The feeling of the tilting ship still traumatises her, and when she was on the 11th floor of a hospital last year, she felt like the building was leaning to one side. She grabbed her younger brother’s hand and ran down the steps to the first floor.

“If I had known this would happen I would have tried to be better friends with more kids,” she said during a two-hour interview with The Associated Press.

She feels guilty about surviving.

“I came out of this alive, but my friends didn’t,” she said. “I once dreamed that relatives of those who died came to kill the survivors.”

Jang Dong-won, the father of another student who was rescued, said that surviving students are still traumatised by memories of their friends during the last minutes of the sinking ship.

“One child missed a friend’s hands as the person was swept away by waves,” Jang said.

“That last glance by the student who couldn’t move as a vending machine fell on them.”

They also are made to feel guilty by those around them.

“If they smile even just a little bit, they hear, ‘How can you smile?'“ when most of their friends were killed, he said.

The ferry sinking also has dramatically changed the lives of siblings of victims.

After Choi Yun-ah, 24, lost her 17-year-old sister, Yun-min, in the sinking, she quit her office job. She then reached out to other siblings of ferry victims from Danwon. Siblings, she says, often have no one else to turn to because they are afraid of putting more of a burden on their grieving parents.

“Siblings are victims too, but no one in the world knows about it,” Choi said.
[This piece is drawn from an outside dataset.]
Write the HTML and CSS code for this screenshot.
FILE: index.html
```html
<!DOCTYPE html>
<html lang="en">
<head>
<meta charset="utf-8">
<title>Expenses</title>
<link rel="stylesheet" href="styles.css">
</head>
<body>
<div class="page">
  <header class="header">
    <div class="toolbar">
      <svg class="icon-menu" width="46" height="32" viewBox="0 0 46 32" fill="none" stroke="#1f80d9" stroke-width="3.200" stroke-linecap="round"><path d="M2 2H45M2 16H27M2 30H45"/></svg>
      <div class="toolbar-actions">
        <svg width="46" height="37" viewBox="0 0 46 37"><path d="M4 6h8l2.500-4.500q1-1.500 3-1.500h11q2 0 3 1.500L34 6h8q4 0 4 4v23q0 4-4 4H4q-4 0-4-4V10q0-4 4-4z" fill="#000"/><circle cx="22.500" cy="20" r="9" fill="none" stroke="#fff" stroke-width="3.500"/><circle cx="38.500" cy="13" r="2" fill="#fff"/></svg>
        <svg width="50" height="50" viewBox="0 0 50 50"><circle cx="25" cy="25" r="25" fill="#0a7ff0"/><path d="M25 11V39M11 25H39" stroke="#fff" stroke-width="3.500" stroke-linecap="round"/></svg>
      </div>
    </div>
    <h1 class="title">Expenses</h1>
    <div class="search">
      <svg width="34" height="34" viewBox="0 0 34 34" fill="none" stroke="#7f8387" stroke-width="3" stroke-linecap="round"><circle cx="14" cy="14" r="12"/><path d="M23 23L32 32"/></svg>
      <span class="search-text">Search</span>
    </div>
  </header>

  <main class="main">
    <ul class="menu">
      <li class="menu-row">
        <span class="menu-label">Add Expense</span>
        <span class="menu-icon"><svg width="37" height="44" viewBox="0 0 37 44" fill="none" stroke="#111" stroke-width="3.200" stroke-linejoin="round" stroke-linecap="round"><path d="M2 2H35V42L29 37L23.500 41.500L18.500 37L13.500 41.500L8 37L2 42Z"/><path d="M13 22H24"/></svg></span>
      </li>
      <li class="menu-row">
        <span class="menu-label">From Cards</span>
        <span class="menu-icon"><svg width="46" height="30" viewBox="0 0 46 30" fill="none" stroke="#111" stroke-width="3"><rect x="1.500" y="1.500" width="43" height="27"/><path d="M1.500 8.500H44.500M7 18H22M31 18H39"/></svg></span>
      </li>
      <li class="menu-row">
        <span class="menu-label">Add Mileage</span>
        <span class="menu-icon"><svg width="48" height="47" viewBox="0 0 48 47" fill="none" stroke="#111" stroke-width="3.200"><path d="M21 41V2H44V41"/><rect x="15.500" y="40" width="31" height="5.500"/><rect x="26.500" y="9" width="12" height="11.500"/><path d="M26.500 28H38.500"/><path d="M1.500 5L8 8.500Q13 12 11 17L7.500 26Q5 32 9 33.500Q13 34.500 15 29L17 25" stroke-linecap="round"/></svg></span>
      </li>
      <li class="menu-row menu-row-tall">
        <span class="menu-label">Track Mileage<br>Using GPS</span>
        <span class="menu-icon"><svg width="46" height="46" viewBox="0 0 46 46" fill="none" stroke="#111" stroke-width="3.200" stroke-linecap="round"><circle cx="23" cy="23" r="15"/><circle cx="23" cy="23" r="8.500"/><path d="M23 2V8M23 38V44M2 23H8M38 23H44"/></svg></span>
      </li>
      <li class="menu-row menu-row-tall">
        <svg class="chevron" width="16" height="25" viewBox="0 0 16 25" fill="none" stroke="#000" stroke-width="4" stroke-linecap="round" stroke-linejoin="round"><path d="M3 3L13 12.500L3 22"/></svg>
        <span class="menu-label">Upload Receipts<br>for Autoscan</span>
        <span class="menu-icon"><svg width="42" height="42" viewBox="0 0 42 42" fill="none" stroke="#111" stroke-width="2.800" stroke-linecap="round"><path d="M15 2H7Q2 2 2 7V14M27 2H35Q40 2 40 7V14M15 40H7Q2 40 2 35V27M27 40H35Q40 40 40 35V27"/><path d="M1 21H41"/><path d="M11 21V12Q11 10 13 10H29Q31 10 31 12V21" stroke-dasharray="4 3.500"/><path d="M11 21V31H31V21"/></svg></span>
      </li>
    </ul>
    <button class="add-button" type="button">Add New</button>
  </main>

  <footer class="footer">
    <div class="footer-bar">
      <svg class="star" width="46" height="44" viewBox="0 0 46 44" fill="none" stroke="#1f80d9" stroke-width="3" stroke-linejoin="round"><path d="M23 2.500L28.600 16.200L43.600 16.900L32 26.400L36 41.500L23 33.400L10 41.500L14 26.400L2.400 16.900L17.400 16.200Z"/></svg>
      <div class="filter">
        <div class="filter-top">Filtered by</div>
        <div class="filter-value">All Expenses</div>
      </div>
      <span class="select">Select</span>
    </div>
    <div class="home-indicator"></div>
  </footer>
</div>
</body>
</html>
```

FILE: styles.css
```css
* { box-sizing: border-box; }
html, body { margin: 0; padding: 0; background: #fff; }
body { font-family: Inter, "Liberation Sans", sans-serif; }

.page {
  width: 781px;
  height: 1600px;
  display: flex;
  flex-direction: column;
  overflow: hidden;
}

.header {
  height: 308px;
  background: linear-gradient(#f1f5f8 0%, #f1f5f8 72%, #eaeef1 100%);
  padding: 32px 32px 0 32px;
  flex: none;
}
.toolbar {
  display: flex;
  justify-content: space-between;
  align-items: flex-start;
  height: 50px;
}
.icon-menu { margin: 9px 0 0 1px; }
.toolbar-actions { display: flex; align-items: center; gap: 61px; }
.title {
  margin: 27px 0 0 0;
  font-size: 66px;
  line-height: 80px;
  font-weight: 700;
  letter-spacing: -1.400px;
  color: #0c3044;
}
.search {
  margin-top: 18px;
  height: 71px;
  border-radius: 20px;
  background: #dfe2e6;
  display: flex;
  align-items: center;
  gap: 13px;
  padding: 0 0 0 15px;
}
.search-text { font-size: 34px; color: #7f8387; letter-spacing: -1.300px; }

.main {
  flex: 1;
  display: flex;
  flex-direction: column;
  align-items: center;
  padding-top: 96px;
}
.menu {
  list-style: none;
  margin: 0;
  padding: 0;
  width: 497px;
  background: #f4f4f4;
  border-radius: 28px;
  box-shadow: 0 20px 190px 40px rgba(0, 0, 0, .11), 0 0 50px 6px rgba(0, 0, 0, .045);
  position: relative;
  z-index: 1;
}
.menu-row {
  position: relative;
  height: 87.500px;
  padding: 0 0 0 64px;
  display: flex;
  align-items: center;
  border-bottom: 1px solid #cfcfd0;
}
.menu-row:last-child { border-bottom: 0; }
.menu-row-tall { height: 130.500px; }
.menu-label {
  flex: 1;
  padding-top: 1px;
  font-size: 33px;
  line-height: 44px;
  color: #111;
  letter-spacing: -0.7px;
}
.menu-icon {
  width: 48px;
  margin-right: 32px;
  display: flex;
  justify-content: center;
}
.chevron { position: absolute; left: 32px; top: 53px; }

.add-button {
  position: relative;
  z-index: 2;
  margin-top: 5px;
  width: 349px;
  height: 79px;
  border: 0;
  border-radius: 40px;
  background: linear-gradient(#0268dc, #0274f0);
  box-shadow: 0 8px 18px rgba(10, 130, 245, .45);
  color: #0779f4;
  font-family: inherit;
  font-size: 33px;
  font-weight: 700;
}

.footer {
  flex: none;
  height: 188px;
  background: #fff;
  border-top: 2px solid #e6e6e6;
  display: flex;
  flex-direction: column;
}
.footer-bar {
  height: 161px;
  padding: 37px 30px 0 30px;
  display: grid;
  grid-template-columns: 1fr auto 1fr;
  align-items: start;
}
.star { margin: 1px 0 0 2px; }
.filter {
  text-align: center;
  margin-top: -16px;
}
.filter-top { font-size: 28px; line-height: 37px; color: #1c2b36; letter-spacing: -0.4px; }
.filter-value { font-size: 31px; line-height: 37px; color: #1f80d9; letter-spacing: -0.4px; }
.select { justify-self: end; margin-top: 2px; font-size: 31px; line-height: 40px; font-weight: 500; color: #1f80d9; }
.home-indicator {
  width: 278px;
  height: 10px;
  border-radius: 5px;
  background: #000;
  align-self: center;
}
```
She has made art out of messages from 51 siblings to their dead sisters and brothers.

She has also overcome her previous reticence and become more vocal about the sinking.

“Kids died because they were asked to stay still,” Choi said. “If I stay obedient and listen to what grown-ups tell me to do, it will damage me, so I now speak my mind.”
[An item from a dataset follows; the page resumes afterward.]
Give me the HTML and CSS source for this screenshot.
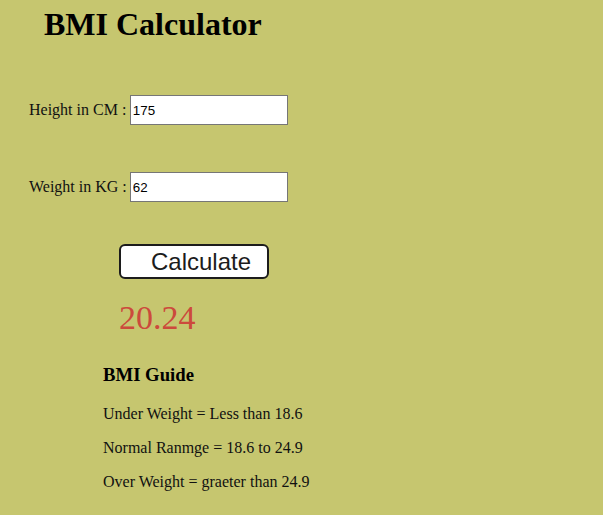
FILE: index.html
```html
<!DOCTYPE html>
<html lang="en">
<head>
<meta charset="utf-8">
<title>BMI Calculator</title>
<link rel="stylesheet" href="styles.css">
</head>
<body>
<main class="app">
  <h1 class="title">BMI Calculator</h1>
  <form class="form">
    <label class="field-label" for="height">Height in CM :</label>
    <input id="height" class="field" type="text" value="175">
    <label class="field-label" for="weight">Weight in KG :</label>
    <input id="weight" class="field" type="text" value="62">
  </form>
  <button class="calc" type="button">Calculate</button>
  <div class="result">20.24</div>
  <section class="guide">
    <h3 class="guide-title">BMI Guide</h3>
    <p class="guide-item">Under Weight = Less than 18.6</p>
    <p class="guide-item">Normal Ranmge = 18.6 to 24.9</p>
    <p class="guide-item">Over Weight = graeter than 24.9</p>
  </section>
</main>
</body>
</html>
```
FILE: styles.css
```css
body {
  margin: 0;
  background: #c6c66f;
  font-family: "Liberation Serif", "Times New Roman", serif;
  color: #000;
}

.app {
  display: flex;
  flex-direction: column;
  align-items: flex-start;
}

.title {
  margin: 6px 0 0 44px;
  font-size: 32px;
  font-weight: bold;
  line-height: normal;
}

.form {
  display: grid;
  grid-template-columns: auto 158px;
  column-gap: 3px;
  row-gap: 47px;
  align-items: center;
  margin: 52px 0 0 29px;
}

.field-label {
  font-size: 16px;
  color: #111;
}

.field {
  box-sizing: border-box;
  width: 158px;
  height: 30px;
  margin: 0;
  padding: 1px 2px;
  border: 1px solid #767676;
  background: #fff;
  font: 13.33px "Liberation Sans", Arial, sans-serif;
  color: #000;
}

.calc {
  box-sizing: border-box;
  width: 150px;
  height: 35px;
  margin: 42px 0 0 119px;
  padding: 0 0 0 30px;
  text-align: left;
  border: 2px solid #1c1c1c;
  border-radius: 6px;
  background: #fff;
  font: 24px "Liberation Sans", Arial, sans-serif;
  color: #1c1c1c;
}

.result {
  margin: 20px 0 0 119px;
  font-size: 34px;
  line-height: normal;
  color: #cc4a3c;
}

.guide {
  margin: 27px 0 0 103px;
}

.guide-title {
  margin: 0 0 19px;
  font-size: 18.72px;
  font-weight: bold;
}

.guide-item {
  margin: 0 0 16px;
  font-size: 16px;
  color: #111;
}
```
After Park Bona’s 17-year-old brother died in the ferry, Park stopped caring about the things most other 20-something South Koreans are obsessed with.

“After I lost Seong-ho, working at a big company, graduating from college, making a lot of money - it all became meaningless to me,” Park said as she sat in a makeshift church near a memorial altar for the victims.

“What does it even mean to get married in a country that can’t even protect my brother?”

Park, a 21-year-old who was majoring in Korean language and literature in college, is now preparing to transfer to another university. She wants to help society remember the dead teenagers and to make the country a safer place.

Yang, meanwhile, is still wrestling with why friends who could have been saved had to die.

She feels angry at the ferry operator.

The ship became top-heavy after a redesign added more cargo space. She blames the government for not regulating ferry operators more carefully.

Yang is also enraged by the ship’s crew, who escaped when students were trapped because they were told to wait inside. The 15 crew members have received prison sentences ranging from five to 36 years on counts including negligence and abandoning passengers.

“They should be punished as heavily as possible,” she said.

“It would be very hard for me to forgive them.”